Nos termos do n.º 4 deste normativo, o montante da multa ou penalidade é sempre fixado pelo juiz, tendo em consideração os reflexos da violação da lei na regular tramitação do processo e na correta decisão da causa, a situação económica do agente e a repercussão da condenação no património deste.

“A multa por litigância de má fé, como qualquer outra sanção, procurará desempenhar uma função repressiva (punindo aquele que não cumpre com os deveres de lealdade e correção) e, simultaneamente, preventiva (evitando que esse, ou qualquer outro litigante, volte a desrespeitar a lealdade processual). Mas estas funções apenas lograrão ser alcançadas se se tomar em consideração a situação económica do litigante, adaptando o montante da multa à sua condição financeira, assim garantindo que esta tenha verdadeiro efeito sancionatório e punitivo (vide Marta Frias Borges, Algumas Reflexões em Matéria de Litigância de Má-Fé, Dissertação apresentada à FDUC no âmbito do 2º Ciclo de Estudos em Direito (conducente ao grau de Mestre), na Área de Especialização em Ciências Jurídico-Civilísticas, 2014, Coimbra, pág. 69, acessível em https://estudogeral.sib.uc.pt., citado no Acórdão do Tribunal da Relação de Guimarães de 04/05/2023, do Juiz Desembargador José Cravo, in www.dgsi.pt).

Para fundamentar a multa fixada, escreveu-se na decisão proferida: “neste contexto, considerando o valor que o embargante quer eximir-se a pagar sem qualquer fundamento, decidimos condenar o embargante numa multa cujo valor se fixa em cinco mil euros”.

Esta fundamentação é muito pouco expressiva para fundamentar a condenação do embargante, pessoa singular, no pagamento de uma multa que é próxima do ponto médio da moldura legal.
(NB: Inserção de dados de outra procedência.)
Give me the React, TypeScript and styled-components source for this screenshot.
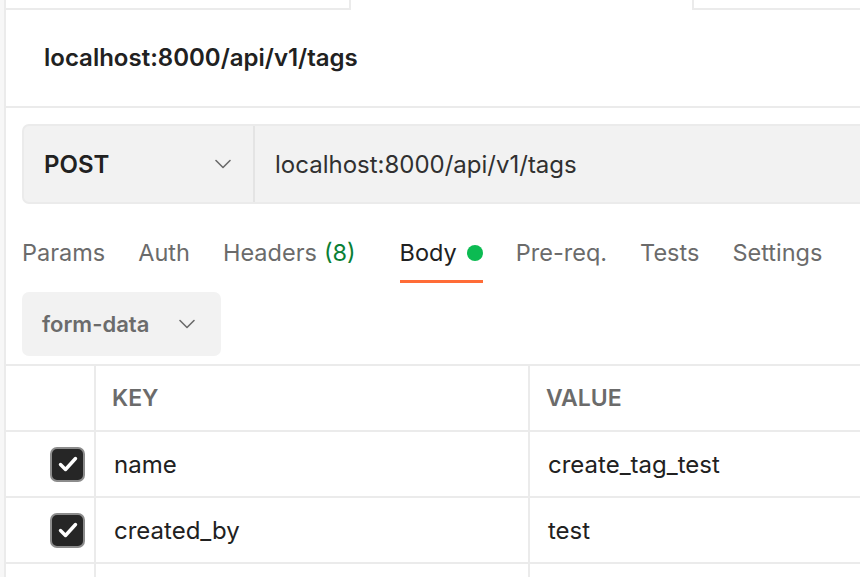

Se não podemos ignorar a conduta dolosa do embargante executado, que procurou, por esta via, furtar-se ao pagamento da quantia exequenda que ascende a cerca de 13.000,00 euros, acrescida de juros de mora, não podemos também ignorar que este não foi o único fundamento dos embargos deduzidos e, ainda que os demais não tivessem consistência jurídica, não eram reveladores de má-fé.

 Tendo em conta a factualidade apurada, os referidos fatores a ponderar e sabendo-se, ainda, que a multa a aplicar só terá verdadeiro efeito sancionatório e punitivo se adequada à gravidade da atuação do litigante prevaricador e às suas possibilidades patrimoniais (e, aqui, releva estar em causa uma pessoa singular  que nada disse sobre a sua situação económica quer quando interpelada para se pronunciar sobre a questão da má-fé da sua conduta, quer nestas alegações de recurso), conclui-se que a multa aplicada pela 1ª instância é ainda assim exorbitante face à conduta do embargante que se considerou de má-fé.

Se atentarmos nas concretas condenações em multa fixadas pelos Tribunais Superiores (5 Ucs, no proc. 1806/22.5T8BRG.G1, de 12/06/2024, 15 Ucs, no proc. 407/18.7TAVV-B.G1, de 23/05/2024, 5 Ucs, no proc. 2/22.6T8MC.G1, de 18/04/2024, 10 Ucs., no proc. 5220/20.9T8GMR.G2, de 25/01/2024, todos deste Tribunal da Relação de Guimarães), não existe qualquer razoabilidade no valor da multa que foi fixado.

Tudo ponderado, considerando que a exequente é uma pessoa coletiva, que está em causa uma dívida decorrente da atividade comercial daquela, perante o executado pessoa singular de condição económica não apurada, fixa-se em 8 ucs a multa devida pela sua conduta de má-fé."